|I planted a Red Twig Dogwood last year. It is a Cornus baileyi, supposed to be a rapid grower reaching 10'H x10'W.
This spring I cut it back to approximately 6". Is the 10' height what it would ultimately reach if it was not cut back? By cutting back in the spring am I limiting the height of growth in a season? If so, what height and width can I expect?
|With a new plant, I would expect it to reach about four feet this year after a hard winter pruning as a guesstimate.
At maturity, this is a large shrub and can reach the size you were expecting. If you cut it back very hard every winter, it will need to regenerate each year and this will limit its size each season at least in the early years. As the plant matures and the root system increases, it will regrow faster each season and consequently also be able to increase its overall size from year to year, but you will have that waiting period each summer between the cutting and the months until it gets big again.

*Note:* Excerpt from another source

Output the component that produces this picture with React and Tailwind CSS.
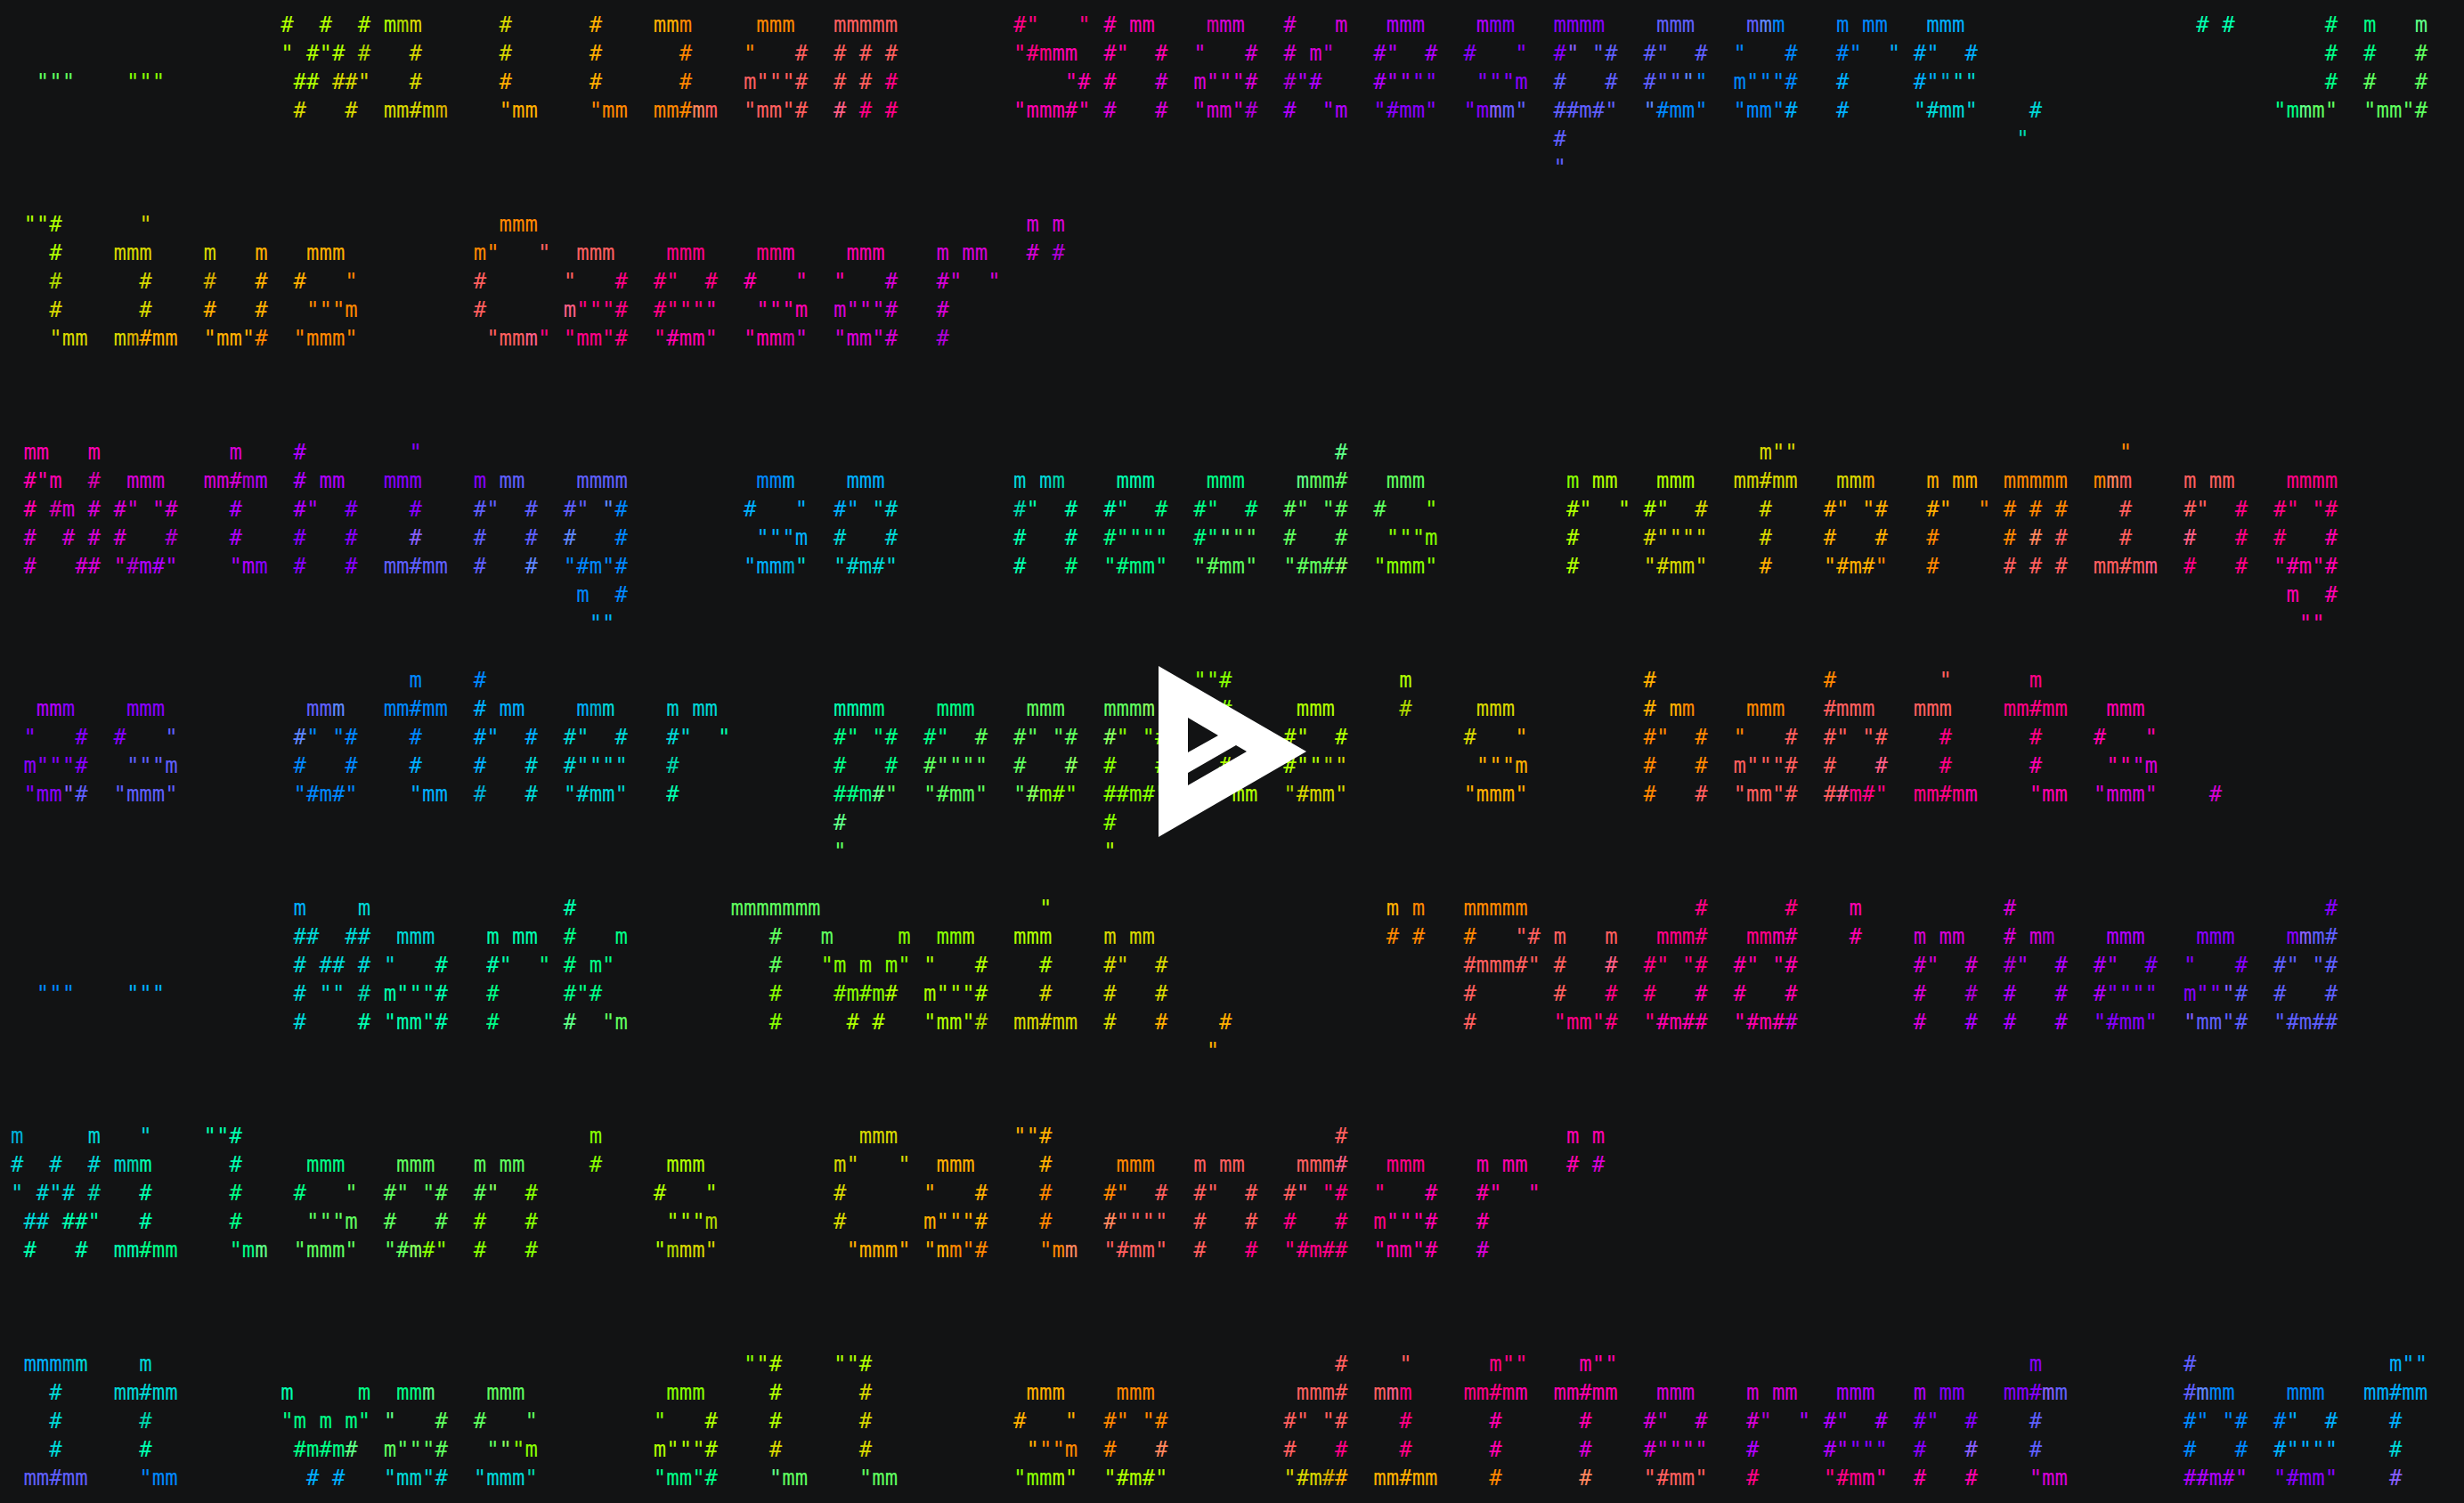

The trimming stimulates new twig growth and thus enhances coloration since it is best in new twigs. If you need a large plant in that location, try trimming just a portion of the stems back each winter. By removing say a third of the plant each year (cut some of the oldest stems off short) you will always have some colorful newer stems and retain the bulk of the plant at the same time.
If the coloring is not important to you, allow the shrub to grow and just thin it every few years to remove crowded growth (cut out a few of the oldest stems at the base) and of course, routinely remove any dead or diseased wood.
I hope this helps you decide what to do.